UBS analyst Tom Wadewitz launches LTL coverage with ‘constructive view’

UBS' Wadewitz sees favorable outlook for LTL carriers (Photo: Jim Allen/FreightWaves)

The less-than-truckload carriers got another bull in their camp on Tuesday when UBS (NYSE: UBS) freight transportation analyst Tom Wadewitz initiated coverage on the sector with a favorable outlook.

In a report to clients, Wadewitz launched coverage of Old Dominion Freight Line (NASDAQ: ODFL) and XPO Logistics (NYSE: XPO) with “buy” ratings and Saia (NASDAQ: SAIA) with a “neutral” rating. He pointed to rebounding industrial activity as supportive of his forecast for tonnage growth of 5% in 2021 along with price increases of 4% to 5%.

The combination “should translate to strong margin expansion and growth.” He expects earnings to increase 30% for Old Dominion and Saia, with earnings before interest, taxes, depreciation and amortization up by a similar amount at XPO. His earnings per share estimates are approximately 5% higher than consensus in 2021 and 2022 for Old Dominion and Saia. The Old Dominion forecast for next year is 8% above the Street. The XPO EBITDA outlook is only slightly ahead of current consensus expectations.

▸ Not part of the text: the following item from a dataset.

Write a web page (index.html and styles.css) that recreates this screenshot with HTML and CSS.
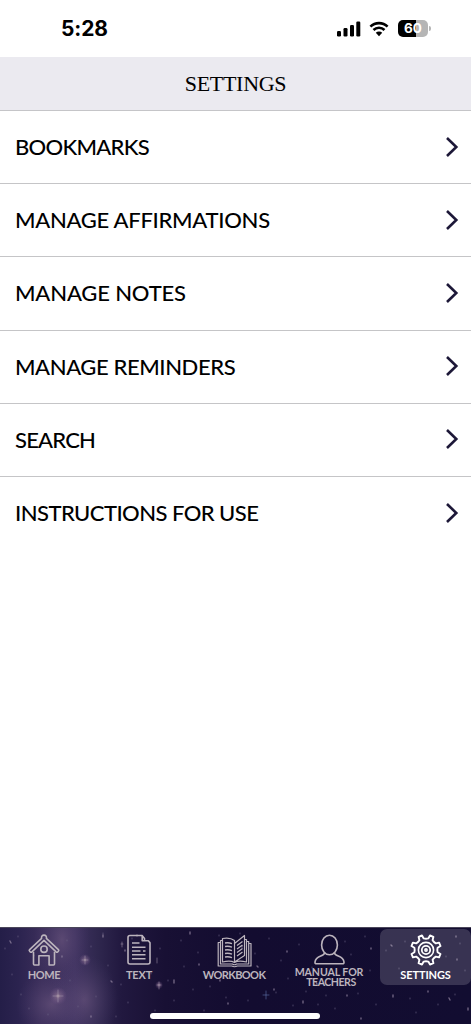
FILE: index.html
```
<!DOCTYPE html>
<html lang="en">
<head>
    <meta charset="UTF-8">
    <meta name="viewport" content="width=device-width, initial-scale=1">
    <title>Settings</title>
    <link rel="stylesheet" href="styles.css">
</head>
<body>
    <div class="status-bar">
        <span class="time">5:28</span>
        <div class="status-icons">
            <svg class="signal" width="24" height="16" viewBox="0 0 24 16">
                <rect x="0" y="10" width="4" height="5.5" rx="1.2"/>
                <rect x="6.5" y="7" width="4" height="8.5" rx="1.2"/>
                <rect x="13" y="4" width="4" height="11.5" rx="1.2"/>
                <rect x="19.3" y="0.5" width="4" height="15" rx="1.2"/>
            </svg>
            <svg class="wifi" width="20" height="16" viewBox="0 0 20 16">
                <path d="M1.4 5.6a12.3 12.3 0 0 1 17.2 0M4.5 9a7.8 7.8 0 0 1 11 0" fill="none" stroke="#000" stroke-width="2.6"/>
                <path d="M6.8 11.8a4.6 4.6 0 0 1 6.4 0L10 15.2z"/>
            </svg>
            <div class="battery"><span>60</span></div>
            <div class="battery-tip"></div>
        </div>
    </div>

    <header class="header">SETTINGS</header>

    <main class="menu">
        <a class="menu-item"><span class="bookmarks">BOOKMARKS</span><svg class="chevron" viewBox="0 0 14 22"><path d="M2 2l9.3 9L2 20"/></svg></a>
        <a class="menu-item"><span class="affirmations">MANAGE AFFIRMATIONS</span><svg class="chevron" viewBox="0 0 14 22"><path d="M2 2l9.3 9L2 20"/></svg></a>
        <a class="menu-item"><span class="notes">MANAGE NOTES</span><svg class="chevron" viewBox="0 0 14 22"><path d="M2 2l9.3 9L2 20"/></svg></a>
        <a class="menu-item"><span class="reminders">MANAGE REMINDERS</span><svg class="chevron" viewBox="0 0 14 22"><path d="M2 2l9.3 9L2 20"/></svg></a>
        <a class="menu-item"><span class="search">SEARCH</span><svg class="chevron" viewBox="0 0 14 22"><path d="M2 2l9.3 9L2 20"/></svg></a>
        <a class="menu-item"><span class="instructions">INSTRUCTIONS FOR USE</span><svg class="chevron" viewBox="0 0 14 22"><path d="M2 2l9.3 9L2 20"/></svg></a>
    </main>

    <footer class="footer">
        <!-- night sky -->
        <svg class="sky" width="471" height="97" viewBox="0 0 471 97">
            <defs>
                <radialGradient id="glow">
                    <stop offset="0" stop-color="#b9a1a6"/>
                    <stop offset="0.25" stop-color="#8b7190" stop-opacity="0.6"/>
                    <stop offset="1" stop-color="#75558a" stop-opacity="0"/>
                </radialGradient>
                <radialGradient id="nebula">
                    <stop offset="0" stop-color="#65517a" stop-opacity="0.75"/>
                    <stop offset="1" stop-color="#493b6a" stop-opacity="0"/>
                </radialGradient>
            </defs>
            <ellipse cx="62" cy="12" rx="28" ry="48" fill="url(#nebula)"/>
            <ellipse cx="84" cy="72" rx="34" ry="46" fill="url(#nebula)"/>
            <ellipse cx="52" cy="76" rx="36" ry="34" fill="url(#nebula)"/>
            <path class="dust" d="M5 20v1M12 46v1M18 8v1M21 66v1M29 80v1M34 27v1M48 86v1M67 12v1M70 52v1M78 78v1M91 18v1M96 68v1M103 5v1M108 37v1M116 88v1M121 56v1M128 74v1M132 10v1M151 45v1M155 82v1M160 20v1M168 52v1M174 72v1M181 12v1M184 38v1M193 61v1M198 24v1M204 82v1M210 58v1M219 7v1M226 69v1M240 5v1M248 72v1M255 25v1M263 48v1M269 10v1M276 64v1M281 32v1M288 50v1M293 77v1M299 16v1M306 63v1M312 39v1M318 76v1M326 67v1M335 80v1M345 13v1M351 26v1M358 65v1M365 8v1M370 42v1M376 76v1M386 22v1M399 40v1M405 13v1M410 70v1M416 84v1M438 76v1M446 28v1M455 66v1M460 15v1M465 42v1"/>
            <path class="stars" d="M10 13l1 2M62 28v1M91 88v1M103 7v2M111 53l1 1M125 22v1M137 7v1M174 52v3M190 4v2M199 36v1M220 52v1M228 75v1M242 18v1M257 38l1 1M274 61v1M287 23v1M303 73v2M316 54l1 2M347 67v1M356 43v1M361 90v1M371 20v1M391 17l1 1M393 67v2M428 63v1M449 70l1 2M456 8v1M457 31v1M468 80v2"/>
            <circle cx="58" cy="68" r="9" fill="url(#glow)"/>
            <circle cx="85" cy="32" r="6" fill="url(#glow)"/>
            <circle cx="159" cy="57" r="4" fill="url(#glow)"/>
            <path class="sparkle" d="M58 62v12M53 68h10M85 28v8M82 32h6M159 54v7M157 57h4M122 14v5M121 16h2M157 30v5"/>
            <path class="sparkle blue" d="M266 63v8M263 67h6"/>
        </svg>

        <nav class="tabs">
            <a class="tab home">
                <svg width="34" height="34" viewBox="0 0 34 34">
                    <path d="M2.6 16.6L14.6 5.3a2.5 2.5 0 1 1 4.8 0l12 11.3q.8.8 0 1.6l-.7.7q-.8.7-1.6 0L17 7.4 4.9 18.9q-.8.7-1.6 0l-.7-.7q-.8-.8 0-1.6z"/>
                    <path d="M6.5 18.8V31q0 1 1 1h4.4v-9.3h10.2V32h4.4q1 0 1-1V18.8"/>
                    <circle cx="17" cy="16.2" r="3.2"/>
                </svg>
                <span>HOME</span>
            </a>
            <a class="tab text">
                <svg width="34" height="34" viewBox="0 0 34 34">
                    <path d="M8 2.5h12.2v5.3h6.2l1.6 2V29q0 2-2 2H8q-2 0-2-2V4.500q0-2 2-2zM20.500 3l2 2.400v2M10 10h7.500M10 14.200h13.500M10 18h8.500M21 18h2.500M10 21.800h13.500M10 25.800h13.500"/>
                </svg>
                <span>TEXT</span>
            </a>
            <a class="tab workbook">
                <svg class="book" width="36" height="36" viewBox="0 0 36 36">
                    <path d="M18.500 8.500Q14 5 6.500 6.500V30q8-1.800 12 .5zM18.500 11.500l10-8v20l-10 6.500M18.500 30.500q4-2.300 12-.5V7.500h-2M6.500 8.500h-2V32h12q2 1.500 4 0h12.200V9.500h-2M4.500 10.500H2.200V34h13.500q2.800 1.500 5.600 0H35V11.500h-2.300"/>
                    <path d="M9 11q3.500-.7 7 .6M9 14.500q3.500-.7 7 .6M9 18q3.500-.7 7 .6M9 21.500q3.500-.7 7 .6M9 25q3.500-.7 7 .6M21 13.500l5.500-4M21 17l5.500-4M21 20.500l5.500-4M21 24l5.500-4" stroke-width="1.3"/>
                </svg>
                <span>WORKBOOK</span>
            </a>
            <a class="tab manual">
                <svg width="34" height="34" viewBox="0 0 34 34">
                    <ellipse cx="17.500" cy="12" rx="7.900" ry="9.800"/>
                    <path d="M12.600 19.700c-.3 4.200-8.800 2.600-9.600 9.300q-.2 1.800 1.600 1.800h25.800q1.800 0 1.600-1.800c-.8-6.700-9.300-5.100-9.600-9.300"/>
                </svg>
                <span class="line">MANUAL FOR</span>
                <span class="line teachers">TEACHERS</span>
            </a>
            <a class="tab active">
                <svg width="34" height="34" viewBox="-17 -17 34 34">
                    <path d="M11.600 2.300L14.500 4L13.100 7.400L9.800 6.600Q7.800 7.800 6.600 9.800L7.400 13.100L4 14.500L2.300 11.600Q0 11 -2.300 11.600L-4 14.500L-7.400 13.100L-6.600 9.800Q-7.800 7.800 -9.800 6.600L-13.100 7.400L-14.500 4L-11.600 2.300Q-11 0 -11.600 -2.300L-14.500 -4L-13.100 -7.400L-9.800 -6.600Q-7.800 -7.800 -6.600 -9.800L-7.400 -13.100L-4 -14.500L-2.300 -11.600Q0 -11 2.300 -11.600L4 -14.500L7.400 -13.100L6.600 -9.800Q7.800 -7.800 9.800 -6.600L13.100 -7.400L14.500 -4L11.600 -2.300Q11 0 11.600 2.300z" stroke-width="1.900"/>
                    <circle r="7.600"/>
                    <circle r="4.200" stroke-width="1.800"/>
                    <circle r="1.100"/>
                </svg>
                <span>SETTINGS</span>
            </a>
        </nav>
        <div class="home-indicator"></div>
    </footer>
</body>
</html>
```
FILE: styles.css
```
* {
    box-sizing: border-box;
}

body {
    margin: 0;
    height: 1024px;
    display: flex;
    flex-direction: column;
    background: #fff;
    color: #000;
    font-family: Lato, sans-serif;
    overflow: hidden;
}

.status-bar {
    height: 56.5px;
    flex: none;
    display: flex;
    justify-content: space-between;
    padding: 0 40px 0 61px;
}

.time {
    font: bold 21px/58px Inter, sans-serif;
    letter-spacing: -0.1px;
}

.status-icons {
    height: 57px;
    display: flex;
    align-items: center;
}

.wifi {
    margin: 0 9px 0 8px;
}

.battery {
    width: 30px;
    height: 17px;
    border-radius: 5px;
    background: linear-gradient(90deg, #000 60%, #b5b5b5 60%);
    color: #fff;
    font: bold 13.5px/17px Inter, sans-serif;
    text-align: center;
}

.battery-tip {
    width: 2px;
    height: 5px;
    margin-left: 1px;
    border-radius: 0 2px 2px 0;
    background: #b5b5b5;
}

.header {
    height: 54.5px;
    flex: none;
    background: #ebeaf0;
    border-bottom: 1px solid #c5c5c8;
    font: 22px/54px "Liberation Serif", serif;
    letter-spacing: -0.3px;
    text-align: center;
}

.menu {
    flex: 1;
}

.menu-item {
    height: 73.2px;
    display: flex;
    align-items: center;
    justify-content: space-between;
    padding: 0 12px 1px 15px;
    border-bottom: 1.3px solid #c5c5c7;
    font-size: 22px;
    font-weight: 500;
    white-space: nowrap;
}

.menu-item:last-child {
    border-bottom: none;
    padding-bottom: 2px;
}

.bookmarks {
    letter-spacing: -0.7px;
}

.affirmations {
    letter-spacing: -0.28px;
}

.notes {
    letter-spacing: -0.15px;
}

.reminders {
    letter-spacing: -0.4px;
}

.search {
    letter-spacing: -0.8px;
}

.instructions {
    letter-spacing: -0.55px;
}

.chevron {
    width: 14px;
    height: 22px;
    fill: none;
    stroke: #1d1838;
    stroke-width: 2.6;
}

.footer {
    height: 97px;
    flex: none;
    position: relative;
    border-top: 1px solid #4a465a;
    background: linear-gradient(90deg, #241e48 0, #2b234f 18px, #3b2e5a 42px, #3e315f 75px, #30284f 96px, #21183f 122px, #181034 165px, #130c30 240px, #120d31 100%);
}

.sky {
    position: absolute;
    top: 0;
    left: 0;
    fill: none;
    stroke-linecap: round;
}

.dust {
    stroke: #6c6285;
    stroke-width: 1;
    opacity: 0.65;
}

.stars {
    stroke: #9588a2;
    stroke-width: 1.4;
    opacity: 0.7;
}

.sparkle {
    stroke: #a395ac;
    stroke-width: 0.9;
    opacity: 0.6;
}

.blue {
    stroke: #6b7eb8;
}

.tabs {
    position: relative;
    display: flex;
    justify-content: space-between;
    padding-top: 1px;
}

.tab {
    width: 88px;
    height: 56px;
    display: flex;
    flex-direction: column;
    align-items: center;
    padding-top: 4px;
    color: #bcb4bd;
    font-size: 11px;
    font-weight: bold;
    line-height: 10px;
    text-align: center;
    white-space: nowrap;
}

.tab svg {
    flex: none;
    fill: none;
    stroke: currentColor;
    stroke-width: 1.6;
    stroke-linejoin: round;
}

.tab span {
    margin-top: 3px;
}

.home span {
    letter-spacing: -0.4px;
}

.text span {
    letter-spacing: -0.2px;
}

.tab .book {
    margin-top: -1px;
    margin-bottom: -1px;
    stroke-width: 1.2;
}

.workbook span {
    letter-spacing: -0.6px;
}

.manual .line {
    margin-top: 0;
    font-size: 10.6px;
    letter-spacing: -0.1px;
}

.manual .teachers {
    padding-left: 4px;
    letter-spacing: -0.5px;
}

.active {
    width: 91px;
    border-radius: 7px;
    background: rgba(255, 255, 255, 0.16);
    color: #fff;
}

.active span {
    letter-spacing: -0.1px;
}

.home-indicator {
    position: absolute;
    left: 150px;
    bottom: 5px;
    width: 170px;
    height: 6px;
    border-radius: 3px;
    background: #fff;
}
```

“We believe ODFL’s industry-leading margin, strong growth and resilient EPS in prior downturns support strong valuation and attractive upside while upside for XPO is driven by cyclical leverage and potential lift from its plan to simplify (logistics spin-off),” Wadewitz added.


LTL tonnage outlook improving

Wadewitz pointed to normal cyclical patterns to derive his 5% tonnage growth forecast. He noted that LTL tonnage declines were more significant in the recent downturn, down 4% in 2019 and 3% lower last year, than in some of the prior cycles. He believes recent year-over-year tonnage improvements along with improving rail volumes are evidence of “rising momentum in the industrial economy.” His growth forecast calls for tonnage to increase 3.5% in 2022.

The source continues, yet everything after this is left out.